** START OF Supplied information **

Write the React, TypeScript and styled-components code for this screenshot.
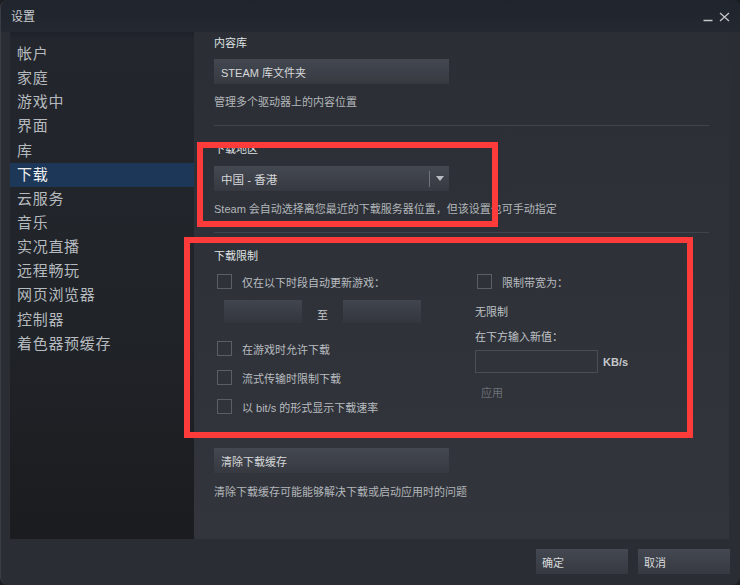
import React, { useState } from 'react'
import styled, { createGlobalStyle } from 'styled-components'

const GlobalStyle = createGlobalStyle`
    html, body {
        margin: 0;
        padding: 0;
        background: #1c1e22;
        font-family: "Liberation Sans", "Noto Sans CJK SC", sans-serif;
    }
    * { box-sizing: border-box; }
`

const menu = ['帐户', '家庭', '游戏中', '界面', '库', '下载', '云服务', '音乐', '实况直播', '远程畅玩', '网页浏览器', '控制器', '着色器预缓存']

const App = () => {
    const [active, setActive] = useState(5)
    const [checks, setChecks] = useState<Record<string, boolean>>({})

    const toggle = (key: string) => setChecks((c) => ({ ...c, [key]: !c[key] }))

    return (
        <>
            <GlobalStyle />
            <Window>
                <TitleBar>
                    <Title>设置</Title>
                    <WinButtons>
                        <svg width="10" height="10" viewBox="0 0 10 10">
                            <line x1="0.5" y1="8.5" x2="9.5" y2="8.5" stroke="#c3c5c8" strokeWidth="1.3" />
                        </svg>
                        <svg width="11" height="10" viewBox="0 0 11 10">
                            <path d="M1 1 L10 9 M10 1 L1 9" stroke="#c3c5c8" strokeWidth="1.3" fill="none" />
                        </svg>
                    </WinButtons>
                </TitleBar>

                <Body>
                    <Sidebar>
                        {menu.map((item, i) => (
                            <MenuItem key={item} $active={i === active} onClick={() => setActive(i)}>
                                {item}
                            </MenuItem>
                        ))}
                    </Sidebar>

                    <Content>
                        <Label $top={3}>内容库</Label>
                        <WideButton $top={8}>STEAM 库文件夹</WideButton>
                        <Desc $top={10}>管理多个驱动器上的内容位置</Desc>
                        <Divider $top={15} />

                        <Label $top={15}>下载地区</Label>
                        <Dropdown $top={9}>
                            <span>中国 - 香港</span>
                            <DropArrow>
                                <svg width="8" height="5" viewBox="0 0 8 5">
                                    <path d="M0 0 L8 0 L4 5 Z" fill="#b9bdc1" />
                                </svg>
                            </DropArrow>
                        </Dropdown>
                        <Desc $top={10}>Steam 会自动选择离您最近的下载服务器位置，但该设置也可手动指定</Desc>
                        <Divider $top={15} />

                        <Label $top={15}>下载限制</Label>
                        <LimitGrid>
                            <Column>
                                <CheckRow $top={0} onClick={() => toggle('schedule')}>
                                    <Box $checked={!!checks.schedule} />
                                    仅在以下时段自动更新游戏：
                                </CheckRow>
                                <TimeRow>
                                    <TimeInput />
                                    <span>至</span>
                                    <TimeInput />
                                </TimeRow>
                                <CheckRow $top={18} onClick={() => toggle('ingame')}>
                                    <Box $checked={!!checks.ingame} />
                                    在游戏时允许下载
                                </CheckRow>
                                <CheckRow $top={14} onClick={() => toggle('stream')}>
                                    <Box $checked={!!checks.stream} />
                                    流式传输时限制下载
                                </CheckRow>
                                <CheckRow $top={14} onClick={() => toggle('bits')}>
                                    <Box $checked={!!checks.bits} />
                                    以 bit/s 的形式显示下载速率
                                </CheckRow>
                            </Column>
                            <Column>
                                <CheckRow $top={0} $indent={2} onClick={() => toggle('limit')}>
                                    <Box $checked={!!checks.limit} />
                                    限制带宽为：
                                </CheckRow>
                                <Plain $top={15}>无限制</Plain>
                                <Plain $top={9}>在下方输入新值：</Plain>
                                <RateRow>
                                    <RateInput />
                                    <Unit>KB/s</Unit>
                                </RateRow>
                                <ApplyButton>应用</ApplyButton>
                            </Column>
                        </LimitGrid>

                        <WideButton $top={34}>清除下载缓存</WideButton>
                        <Desc $top={11}>清除下载缓存可能能够解决下载或启动应用时的问题</Desc>
                    </Content>
                </Body>

                <Footer>
                    <FooterButton>确定</FooterButton>
                    <FooterButton>取消</FooterButton>
                </Footer>

                <Highlight $left={196} $top={142} $w={301} $h={85} />
                <Highlight $left={183} $top={237} $w={509} $h={201} />
            </Window>
        </>
    )
}

const Window = styled.div`
    position: relative;
    width: 740px;
    height: 585px;
    display: flex;
    flex-direction: column;
    background: #2a2d33;
    border-radius: 8px;
    border-left: 1px solid #3a3d43;
    overflow: hidden;
`

const TitleBar = styled.div`
    height: 32px;
    flex-shrink: 0;
    display: flex;
    align-items: center;
    justify-content: space-between;
    padding: 0 10px 0 10px;
    background: linear-gradient(to bottom, #1f242d, #242830);
`

const Title = styled.div`
    font-size: 12px;
    color: #c9cbce;
    margin-top: -2px;
`

const WinButtons = styled.div`
    display: flex;
    align-items: center;
    gap: 6px;
    padding-top: 2px;
`

const Body = styled.div`
    height: 507px;
    flex-shrink: 0;
    display: flex;
    padding-left: 9px;
    padding-right: 11px;
`

const Sidebar = styled.div`
    width: 184px;
    flex-shrink: 0;
    padding-top: 10px;
    background: linear-gradient(to bottom, #1d2129 0px, #23262c 7px, #202328 300px, #1a1c1f 100%);
`

const MenuItem = styled.div<{ $active: boolean }>`
    height: 24.15px;
    line-height: 24px;
    padding-left: 7px;
    font-size: 15px;
    letter-spacing: 0.7px;
    color: ${(p) => (p.$active ? '#eef0f2' : '#b5babe')};
    background: ${(p) => (p.$active ? '#1c3757' : 'transparent')};
    cursor: pointer;
`

const Content = styled.div`
    flex: 1;
    display: flex;
    flex-direction: column;
    align-items: flex-start;
    padding: 0 20px 0 20px;
    background: linear-gradient(to bottom, #2b2e34, #32353b);
`

const Label = styled.div<{ $top: number }>`
    margin-top: ${(p) => p.$top}px;
    font-size: 11px;
    line-height: 16px;
    color: #dfe1e3;
`

const Desc = styled.div<{ $top: number }>`
    margin-top: ${(p) => p.$top}px;
    font-size: 11px;
    line-height: 16px;
    color: #b2b6ba;
    white-space: nowrap;
`

const Divider = styled.div<{ $top: number }>`
    margin-top: ${(p) => p.$top}px;
    align-self: stretch;
    height: 1px;
    background: #3f444b;
`

const WideButton = styled.div<{ $top: number }>`
    margin-top: ${(p) => p.$top}px;
    width: 235px;
    height: 25px;
    display: flex;
    align-items: center;
    padding-left: 7px;
    font-size: 11px;
    color: #d6d8da;
    background: linear-gradient(to bottom, #444851, #363940);
`

const Dropdown = styled(WideButton)`
    justify-content: space-between;
    padding-right: 0;
    font-size: 11.5px;
`

const DropArrow = styled.div`
    width: 20px;
    height: 16px;
    display: flex;
    align-items: center;
    justify-content: center;
    border-left: 1px solid #70747a;
`

const LimitGrid = styled.div`
    margin-top: 10px;
    display: grid;
    grid-template-columns: 261px 1fr;
`

const Column = styled.div`
    display: flex;
    flex-direction: column;
    align-items: flex-start;
`

const CheckRow = styled.div<{ $top: number; $indent?: number }>`
    margin-top: ${(p) => p.$top}px;
    padding-left: ${(p) => p.$indent ?? 3}px;
    display: flex;
    align-items: center;
    gap: 10px;
    height: 15px;
    font-size: 11px;
    color: #b8bcc0;
    cursor: pointer;
    white-space: nowrap;
`

const Box = styled.div<{ $checked: boolean }>`
    width: 15px;
    height: 15px;
    border: 1px solid #5b5e64;
    background: ${(p) => (p.$checked ? '#1a9fff' : 'transparent')};
`

const TimeRow = styled.div`
    margin-top: 11px;
    padding-left: 10px;
    display: flex;
    align-items: center;
    font-size: 11px;
    color: #c4c7ca;
    span {
        width: 41px;
        text-align: center;
        padding-top: 4px;
    }
`

const TimeInput = styled.div`
    width: 78px;
    height: 23px;
    background: linear-gradient(to bottom, #41454d, #33363d);
`

const Plain = styled.div<{ $top: number }>`
    margin-top: ${(p) => p.$top}px;
    font-size: 11px;
    line-height: 16px;
    color: #bfc2c6;
`

const RateRow = styled.div`
    margin-top: 5px;
    display: flex;
    align-items: center;
    gap: 5px;
`

const RateInput = styled.div`
    width: 123px;
    height: 23px;
    border: 1px solid #4a4e55;
    background: #30333a;
`

const Unit = styled.span`
    font-size: 11px;
    font-weight: bold;
    color: #c5c8cb;
`

const ApplyButton = styled.div`
    margin-top: 9px;
    width: 68px;
    height: 20px;
    display: flex;
    align-items: center;
    padding-left: 6px;
    font-size: 11px;
    color: #6c7076;
    background: #30333a;
`

const Footer = styled.div`
    flex: 1;
    display: flex;
    justify-content: flex-end;
    align-items: flex-start;
    gap: 10px;
    padding: 10px 10px 0 0;
`

const FooterButton = styled.div`
    width: 92px;
    height: 25px;
    display: flex;
    align-items: center;
    padding-left: 6px;
    font-size: 11px;
    color: #d6d8da;
    background: linear-gradient(to bottom, #444851, #363940);
`

const Highlight = styled.div<{ $left: number; $top: number; $w: number; $h: number }>`
    position: absolute;
    left: ${(p) => p.$left}px;
    top: ${(p) => p.$top}px;
    width: ${(p) => p.$w}px;
    height: ${(p) => p.$h}px;
    border: 6px solid #fd3b3b;
    pointer-events: none;
`

export default App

** END OF Supplied information **

Your instructions: Find each line that has the word "components", then copy it out.

Finished exercise:
Write the React, TypeScript and styled-components code for this screenshot.
import styled, { createGlobalStyle } from 'styled-components'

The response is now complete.